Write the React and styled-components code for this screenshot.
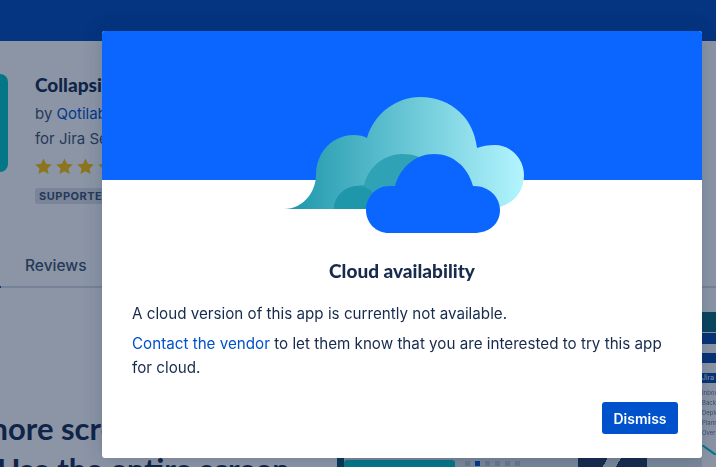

—————

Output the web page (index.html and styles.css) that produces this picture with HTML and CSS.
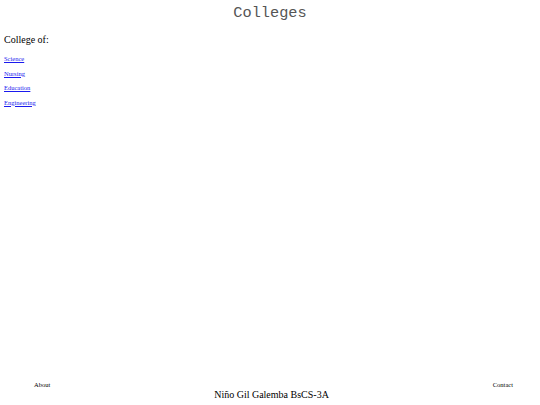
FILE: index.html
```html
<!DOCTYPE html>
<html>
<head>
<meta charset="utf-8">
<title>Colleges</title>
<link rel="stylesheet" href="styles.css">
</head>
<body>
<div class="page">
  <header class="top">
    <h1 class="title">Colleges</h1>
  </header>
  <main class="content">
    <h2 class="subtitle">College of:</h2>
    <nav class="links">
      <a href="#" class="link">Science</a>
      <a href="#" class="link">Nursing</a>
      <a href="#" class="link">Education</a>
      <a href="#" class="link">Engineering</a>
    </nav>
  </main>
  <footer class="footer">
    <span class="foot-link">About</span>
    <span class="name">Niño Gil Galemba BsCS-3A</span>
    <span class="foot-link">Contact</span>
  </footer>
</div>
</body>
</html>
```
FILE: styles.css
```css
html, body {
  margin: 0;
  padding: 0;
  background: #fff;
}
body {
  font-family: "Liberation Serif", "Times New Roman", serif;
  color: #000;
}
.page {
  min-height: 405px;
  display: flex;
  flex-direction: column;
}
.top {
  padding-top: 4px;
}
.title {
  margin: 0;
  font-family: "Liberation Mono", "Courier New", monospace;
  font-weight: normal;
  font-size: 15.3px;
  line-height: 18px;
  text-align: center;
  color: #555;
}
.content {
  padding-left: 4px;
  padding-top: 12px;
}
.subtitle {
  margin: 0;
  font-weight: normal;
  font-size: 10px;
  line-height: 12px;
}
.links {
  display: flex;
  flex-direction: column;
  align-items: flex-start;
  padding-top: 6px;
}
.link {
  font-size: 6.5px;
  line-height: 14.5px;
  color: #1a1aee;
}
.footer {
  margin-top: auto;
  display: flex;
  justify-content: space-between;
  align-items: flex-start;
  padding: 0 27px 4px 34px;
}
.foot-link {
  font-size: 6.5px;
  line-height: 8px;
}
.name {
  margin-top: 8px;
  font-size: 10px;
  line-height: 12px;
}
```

—————

Aim —
Search the lines for the string "styles" and copy every line that has it.

Task response —
Output the web page (index.html and styles.css) that produces this picture with HTML and CSS.
<link rel="stylesheet" href="styles.css">
FILE: styles.css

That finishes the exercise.